1. Tag/ 2. Tag: 5.7./6.7.14
Taschkent
Ankunft in Zentralasien, 20 km in die Stadt und 27 km Stadtrundfahr, 37 Grad und Sonne
So, nun starte ich zum dritten Male in den Pamir, das erste Mal war vor 22 Jahren, als die ehemaligen Staaten der Sowjetunion gerade in die Unabhängigkeit aufbrachen und dann im letzten Jahr, also 2013. Damals waren wir in Buchara aufgebrochen und hatten dann einen mächtigen Umweg nach Tadschikistan nehmen müssen, deshalb der Start in diesem Jahr von Taschkent, der Hauptstadt Usbekistans.

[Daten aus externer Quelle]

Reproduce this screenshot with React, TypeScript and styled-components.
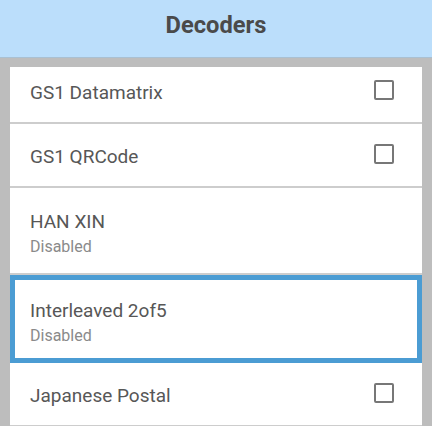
import React from "react";
import styled, { createGlobalStyle } from "styled-components";

const Global = createGlobalStyle`
  html, body { margin: 0; padding: 0; }
  body { font-family: Roboto, "Noto Sans", Arial, sans-serif; background: #bdbdbd; overflow: hidden; }
`;

const Screen = styled.div`
  display: flex;
  flex-direction: column;
  height: 426px;
  overflow: hidden;
  background: #bdbdbd;
`;

const Header = styled.header`
  flex: 0 0 auto;
  height: 58px;
  display: flex;
  align-items: center;
  justify-content: center;
  padding-bottom: 7px;
  box-sizing: border-box;
  background: #bbdefb;
  border-bottom: 1px solid #a9c0d2;
  color: #4a4a4a;
  font-size: 23.7px;
  font-weight: 700;
`;

const Body = styled.main`
  flex: 1 1 auto;
  padding: 9px 10px 0;
  min-height: 0;
`;

const Viewport = styled.div`
  height: 100%;
  overflow: hidden;
`;

const List = styled.ul`
  list-style: none;
  margin: -7px 0 0;
  padding: 0;
  display: flex;
  flex-direction: column;
`;

const Row = styled.li<{ $h: number; $focused?: boolean }>`
  box-sizing: border-box;
  height: ${(p) => p.$h}px;
  flex: 0 0 auto;
  display: flex;
  align-items: center;
  justify-content: space-between;
  background: #ffffff;
  padding: 0 28px 0 ${(p) => (p.$focused ? 15 : 20)}px;
  border: ${(p) => (p.$focused ? "5px solid #4b9cd3" : "none")};
  border-bottom: ${(p) => (p.$focused ? "5px solid #4b9cd3" : "2px solid #cdcdcd")};
`;

const TextBlock = styled.div<{ $pt: number }>`
  display: flex;
  flex-direction: column;
  padding-top: ${(p) => p.$pt}px;
`;

const Title = styled.span`
  font-size: 19px;
  line-height: 24px;
  color: #575757;
`;

const Sub = styled.span`
  font-size: 16px;
  line-height: 25px;
  color: #8a8a8a;
`;

const Box = styled.span`
  box-sizing: border-box;
  width: 20px;
  height: 20px;
  border: 2.5px solid #777777;
  border-radius: 2px;
  flex: 0 0 auto;
  margin-bottom: 2px;
`;

type Item = { name: string; sub?: string; check?: boolean; h: number; focused?: boolean };

const items: Item[] = [
  { name: "GS1 Datamatrix", check: true, h: 64 },
  { name: "GS1 QRCode", check: true, h: 64 },
  { name: "HAN XIN", sub: "Disabled", h: 87 },
  { name: "Interleaved 2of5", sub: "Disabled", h: 88, focused: true },
  { name: "Japanese Postal", check: true, h: 64 },
];

export default function App() {
  return (
    <>
      <Global />
      <Screen>
        <Header>Decoders</Header>
        <Body>
          <Viewport>
            <List>
              {items.map((it) => (
                <Row key={it.name} $h={it.h} $focused={it.focused}>
                  <TextBlock $pt={it.sub ? 8 : 3}>
                    <Title>{it.name}</Title>
                    {it.sub && <Sub>{it.sub}</Sub>}
                  </TextBlock>
                  {it.check && <Box />}
                </Row>
              ))}
            </List>
          </Viewport>
        </Body>
      </Screen>
    </>
  );
}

Nachdem die Genossen von Air Rossija Gepäck und Fahrräder vertrödelt hatten und wir erst eine knappe Woche später auf die Räder steigen konnten, sollte es dieses Jahr mit Sicherheit klappen, deshalb ging es mit der türkischen Airlines nach Taschkent.
Hier noch einmal ein dickes „Dankeschön“ an Air Russia für deren unfreundlichen Service, das Vertrödeln des Gepäckes, kaum Hilfestellung beim Auffinden, dem Diebstahl unsere Beutelsuppen und des Nichtbeantwortens diverser Beschwerdebriefe und natürlich für die Nichtzahlung irgendeines Ausgleiches für das Steckenbleiben ohne Gepäck in Buchara (Schiebt euch das Geld in den Allerwertesten!) Mögen euch die Fluggäste meiden!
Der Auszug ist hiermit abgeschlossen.